TASK BRIEF — Copy down all of the data underneath, exactly as shown.

# Start of LISTED ENTRIES

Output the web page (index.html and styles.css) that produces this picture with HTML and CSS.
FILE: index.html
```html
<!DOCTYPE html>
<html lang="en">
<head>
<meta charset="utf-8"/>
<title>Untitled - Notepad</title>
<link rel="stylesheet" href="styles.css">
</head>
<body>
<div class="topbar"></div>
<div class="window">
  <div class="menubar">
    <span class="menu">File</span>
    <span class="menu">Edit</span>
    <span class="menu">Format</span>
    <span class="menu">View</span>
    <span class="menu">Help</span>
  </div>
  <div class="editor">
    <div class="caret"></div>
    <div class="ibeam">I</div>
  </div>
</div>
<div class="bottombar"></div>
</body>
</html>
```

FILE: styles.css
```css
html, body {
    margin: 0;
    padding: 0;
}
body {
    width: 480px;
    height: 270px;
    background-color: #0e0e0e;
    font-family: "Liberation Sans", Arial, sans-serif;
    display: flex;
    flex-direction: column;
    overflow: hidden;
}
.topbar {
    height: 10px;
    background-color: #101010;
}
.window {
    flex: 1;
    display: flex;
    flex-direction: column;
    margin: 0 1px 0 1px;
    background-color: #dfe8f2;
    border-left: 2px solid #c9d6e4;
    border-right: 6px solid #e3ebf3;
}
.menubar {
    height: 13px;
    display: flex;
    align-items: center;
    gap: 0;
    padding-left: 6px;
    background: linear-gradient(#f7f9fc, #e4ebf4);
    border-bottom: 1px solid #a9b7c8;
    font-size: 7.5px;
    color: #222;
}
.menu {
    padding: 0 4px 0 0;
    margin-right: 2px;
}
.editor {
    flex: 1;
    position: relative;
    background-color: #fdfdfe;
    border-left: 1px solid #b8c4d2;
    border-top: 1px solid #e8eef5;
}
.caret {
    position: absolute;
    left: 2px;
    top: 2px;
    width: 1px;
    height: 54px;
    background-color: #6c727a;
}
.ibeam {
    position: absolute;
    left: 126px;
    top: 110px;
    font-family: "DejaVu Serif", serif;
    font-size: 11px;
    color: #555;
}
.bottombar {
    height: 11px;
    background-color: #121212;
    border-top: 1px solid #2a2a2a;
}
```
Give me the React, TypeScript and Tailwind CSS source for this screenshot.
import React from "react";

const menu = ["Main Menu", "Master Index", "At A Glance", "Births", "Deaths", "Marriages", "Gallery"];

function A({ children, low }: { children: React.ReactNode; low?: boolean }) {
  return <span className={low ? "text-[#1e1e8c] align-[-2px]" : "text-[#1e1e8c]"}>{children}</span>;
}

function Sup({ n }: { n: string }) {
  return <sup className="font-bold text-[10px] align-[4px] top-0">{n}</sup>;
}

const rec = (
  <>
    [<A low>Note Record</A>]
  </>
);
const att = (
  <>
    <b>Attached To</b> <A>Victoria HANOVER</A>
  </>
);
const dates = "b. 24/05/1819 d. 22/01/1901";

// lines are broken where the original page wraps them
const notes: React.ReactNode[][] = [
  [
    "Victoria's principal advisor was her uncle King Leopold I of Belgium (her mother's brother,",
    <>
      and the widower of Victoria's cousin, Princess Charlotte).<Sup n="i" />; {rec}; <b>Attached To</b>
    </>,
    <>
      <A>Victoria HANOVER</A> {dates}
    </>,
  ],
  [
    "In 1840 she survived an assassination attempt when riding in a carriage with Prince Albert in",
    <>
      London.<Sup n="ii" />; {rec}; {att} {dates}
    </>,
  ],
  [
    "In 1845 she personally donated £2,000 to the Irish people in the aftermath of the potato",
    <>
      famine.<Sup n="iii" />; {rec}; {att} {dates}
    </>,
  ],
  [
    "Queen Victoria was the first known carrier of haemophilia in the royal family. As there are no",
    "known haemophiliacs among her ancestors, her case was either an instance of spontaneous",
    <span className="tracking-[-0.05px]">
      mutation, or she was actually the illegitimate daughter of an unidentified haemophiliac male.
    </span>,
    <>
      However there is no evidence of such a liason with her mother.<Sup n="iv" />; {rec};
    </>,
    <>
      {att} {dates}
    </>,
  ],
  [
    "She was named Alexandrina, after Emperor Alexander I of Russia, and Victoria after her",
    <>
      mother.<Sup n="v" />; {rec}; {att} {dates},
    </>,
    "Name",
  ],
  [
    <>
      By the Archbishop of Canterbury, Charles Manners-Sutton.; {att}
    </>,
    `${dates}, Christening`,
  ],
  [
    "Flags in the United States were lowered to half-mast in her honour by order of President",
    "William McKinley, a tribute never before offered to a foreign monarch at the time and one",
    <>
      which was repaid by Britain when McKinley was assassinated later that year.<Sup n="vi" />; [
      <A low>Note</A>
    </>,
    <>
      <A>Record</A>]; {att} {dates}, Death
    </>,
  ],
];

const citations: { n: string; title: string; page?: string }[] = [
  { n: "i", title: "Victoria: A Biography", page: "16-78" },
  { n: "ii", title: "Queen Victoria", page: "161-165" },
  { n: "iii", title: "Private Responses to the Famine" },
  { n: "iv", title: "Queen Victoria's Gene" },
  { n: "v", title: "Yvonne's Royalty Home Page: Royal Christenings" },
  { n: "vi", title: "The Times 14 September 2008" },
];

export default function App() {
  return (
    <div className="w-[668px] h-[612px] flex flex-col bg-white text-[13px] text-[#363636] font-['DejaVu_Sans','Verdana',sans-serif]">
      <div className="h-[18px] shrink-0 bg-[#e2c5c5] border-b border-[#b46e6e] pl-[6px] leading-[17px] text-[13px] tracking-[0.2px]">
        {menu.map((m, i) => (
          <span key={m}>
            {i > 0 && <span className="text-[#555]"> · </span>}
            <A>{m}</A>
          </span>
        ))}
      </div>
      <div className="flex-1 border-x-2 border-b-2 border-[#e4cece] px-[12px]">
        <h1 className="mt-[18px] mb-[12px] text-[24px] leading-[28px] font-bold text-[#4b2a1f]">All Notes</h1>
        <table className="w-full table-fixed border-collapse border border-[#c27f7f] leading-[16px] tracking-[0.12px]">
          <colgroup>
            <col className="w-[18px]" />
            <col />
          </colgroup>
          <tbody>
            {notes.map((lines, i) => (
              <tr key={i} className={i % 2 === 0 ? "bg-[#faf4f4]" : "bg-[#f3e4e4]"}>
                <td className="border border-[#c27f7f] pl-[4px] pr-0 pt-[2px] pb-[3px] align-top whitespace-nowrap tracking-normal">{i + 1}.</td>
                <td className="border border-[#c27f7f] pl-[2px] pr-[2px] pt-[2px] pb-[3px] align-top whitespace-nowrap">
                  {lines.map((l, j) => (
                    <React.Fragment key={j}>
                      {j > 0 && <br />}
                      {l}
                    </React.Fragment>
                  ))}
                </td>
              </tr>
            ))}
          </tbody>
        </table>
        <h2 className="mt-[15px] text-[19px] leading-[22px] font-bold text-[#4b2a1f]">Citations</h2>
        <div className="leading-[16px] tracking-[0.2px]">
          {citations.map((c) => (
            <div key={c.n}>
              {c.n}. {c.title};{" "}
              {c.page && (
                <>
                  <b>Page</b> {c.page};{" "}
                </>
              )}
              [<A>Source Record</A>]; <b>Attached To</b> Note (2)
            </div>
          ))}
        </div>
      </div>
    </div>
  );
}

# End of LISTED ENTRIES

RESPONSE TO THE EXERCISE —
Output the web page (index.html and styles.css) that produces this picture with HTML and CSS.
FILE: index.html
```html
<!DOCTYPE html>
<html lang="en">
<head>
<meta charset="utf-8"/>
<title>Untitled - Notepad</title>
<link rel="stylesheet" href="styles.css">
</head>
<body>
<div class="topbar"></div>
<div class="window">
  <div class="menubar">
    <span class="menu">File</span>
    <span class="menu">Edit</span>
    <span class="menu">Format</span>
    <span class="menu">View</span>
    <span class="menu">Help</span>
  </div>
  <div class="editor">
    <div class="caret"></div>
    <div class="ibeam">I</div>
  </div>
</div>
<div class="bottombar"></div>
</body>
</html>
```

FILE: styles.css
```css
html, body {
    margin: 0;
    padding: 0;
}
body {
    width: 480px;
    height: 270px;
    background-color: #0e0e0e;
    font-family: "Liberation Sans", Arial, sans-serif;
    display: flex;
    flex-direction: column;
    overflow: hidden;
}
.topbar {
    height: 10px;
    background-color: #101010;
}
.window {
    flex: 1;
    display: flex;
    flex-direction: column;
    margin: 0 1px 0 1px;
    background-color: #dfe8f2;
    border-left: 2px solid #c9d6e4;
    border-right: 6px solid #e3ebf3;
}
.menubar {
    height: 13px;
    display: flex;
    align-items: center;
    gap: 0;
    padding-left: 6px;
    background: linear-gradient(#f7f9fc, #e4ebf4);
    border-bottom: 1px solid #a9b7c8;
    font-size: 7.5px;
    color: #222;
}
.menu {
    padding: 0 4px 0 0;
    margin-right: 2px;
}
.editor {
    flex: 1;
    position: relative;
    background-color: #fdfdfe;
    border-left: 1px solid #b8c4d2;
    border-top: 1px solid #e8eef5;
}
.caret {
    position: absolute;
    left: 2px;
    top: 2px;
    width: 1px;
    height: 54px;
    background-color: #6c727a;
}
.ibeam {
    position: absolute;
    left: 126px;
    top: 110px;
    font-family: "DejaVu Serif", serif;
    font-size: 11px;
    color: #555;
}
.bottombar {
    height: 11px;
    background-color: #121212;
    border-top: 1px solid #2a2a2a;
}
```
Give me the React, TypeScript and Tailwind CSS source for this screenshot.
import React from "react";

const menu = ["Main Menu", "Master Index", "At A Glance", "Births", "Deaths", "Marriages", "Gallery"];

function A({ children, low }: { children: React.ReactNode; low?: boolean }) {
  return <span className={low ? "text-[#1e1e8c] align-[-2px]" : "text-[#1e1e8c]"}>{children}</span>;
}

function Sup({ n }: { n: string }) {
  return <sup className="font-bold text-[10px] align-[4px] top-0">{n}</sup>;
}

const rec = (
  <>
    [<A low>Note Record</A>]
  </>
);
const att = (
  <>
    <b>Attached To</b> <A>Victoria HANOVER</A>
  </>
);
const dates = "b. 24/05/1819 d. 22/01/1901";

// lines are broken where the original page wraps them
const notes: React.ReactNode[][] = [
  [
    "Victoria's principal advisor was her uncle King Leopold I of Belgium (her mother's brother,",
    <>
      and the widower of Victoria's cousin, Princess Charlotte).<Sup n="i" />; {rec}; <b>Attached To</b>
    </>,
    <>
      <A>Victoria HANOVER</A> {dates}
    </>,
  ],
  [
    "In 1840 she survived an assassination attempt when riding in a carriage with Prince Albert in",
    <>
      London.<Sup n="ii" />; {rec}; {att} {dates}
    </>,
  ],
  [
    "In 1845 she personally donated £2,000 to the Irish people in the aftermath of the potato",
    <>
      famine.<Sup n="iii" />; {rec}; {att} {dates}
    </>,
  ],
  [
    "Queen Victoria was the first known carrier of haemophilia in the royal family. As there are no",
    "known haemophiliacs among her ancestors, her case was either an instance of spontaneous",
    <span className="tracking-[-0.05px]">
      mutation, or she was actually the illegitimate daughter of an unidentified haemophiliac male.
    </span>,
    <>
      However there is no evidence of such a liason with her mother.<Sup n="iv" />; {rec};
    </>,
    <>
      {att} {dates}
    </>,
  ],
  [
    "She was named Alexandrina, after Emperor Alexander I of Russia, and Victoria after her",
    <>
      mother.<Sup n="v" />; {rec}; {att} {dates},
    </>,
    "Name",
  ],
  [
    <>
      By the Archbishop of Canterbury, Charles Manners-Sutton.; {att}
    </>,
    `${dates}, Christening`,
  ],
  [
    "Flags in the United States were lowered to half-mast in her honour by order of President",
    "William McKinley, a tribute never before offered to a foreign monarch at the time and one",
    <>
      which was repaid by Britain when McKinley was assassinated later that year.<Sup n="vi" />; [
      <A low>Note</A>
    </>,
    <>
      <A>Record</A>]; {att} {dates}, Death
    </>,
  ],
];

const citations: { n: string; title: string; page?: string }[] = [
  { n: "i", title: "Victoria: A Biography", page: "16-78" },
  { n: "ii", title: "Queen Victoria", page: "161-165" },
  { n: "iii", title: "Private Responses to the Famine" },
  { n: "iv", title: "Queen Victoria's Gene" },
  { n: "v", title: "Yvonne's Royalty Home Page: Royal Christenings" },
  { n: "vi", title: "The Times 14 September 2008" },
];

export default function App() {
  return (
    <div className="w-[668px] h-[612px] flex flex-col bg-white text-[13px] text-[#363636] font-['DejaVu_Sans','Verdana',sans-serif]">
      <div className="h-[18px] shrink-0 bg-[#e2c5c5] border-b border-[#b46e6e] pl-[6px] leading-[17px] text-[13px] tracking-[0.2px]">
        {menu.map((m, i) => (
          <span key={m}>
            {i > 0 && <span className="text-[#555]"> · </span>}
            <A>{m}</A>
          </span>
        ))}
      </div>
      <div className="flex-1 border-x-2 border-b-2 border-[#e4cece] px-[12px]">
        <h1 className="mt-[18px] mb-[12px] text-[24px] leading-[28px] font-bold text-[#4b2a1f]">All Notes</h1>
        <table className="w-full table-fixed border-collapse border border-[#c27f7f] leading-[16px] tracking-[0.12px]">
          <colgroup>
            <col className="w-[18px]" />
            <col />
          </colgroup>
          <tbody>
            {notes.map((lines, i) => (
              <tr key={i} className={i % 2 === 0 ? "bg-[#faf4f4]" : "bg-[#f3e4e4]"}>
                <td className="border border-[#c27f7f] pl-[4px] pr-0 pt-[2px] pb-[3px] align-top whitespace-nowrap tracking-normal">{i + 1}.</td>
                <td className="border border-[#c27f7f] pl-[2px] pr-[2px] pt-[2px] pb-[3px] align-top whitespace-nowrap">
                  {lines.map((l, j) => (
                    <React.Fragment key={j}>
                      {j > 0 && <br />}
                      {l}
                    </React.Fragment>
                  ))}
                </td>
              </tr>
            ))}
          </tbody>
        </table>
        <h2 className="mt-[15px] text-[19px] leading-[22px] font-bold text-[#4b2a1f]">Citations</h2>
        <div className="leading-[16px] tracking-[0.2px]">
          {citations.map((c) => (
            <div key={c.n}>
              {c.n}. {c.title};{" "}
              {c.page && (
                <>
                  <b>Page</b> {c.page};{" "}
                </>
              )}
              [<A>Source Record</A>]; <b>Attached To</b> Note (2)
            </div>
          ))}
        </div>
      </div>
    </div>
  );
}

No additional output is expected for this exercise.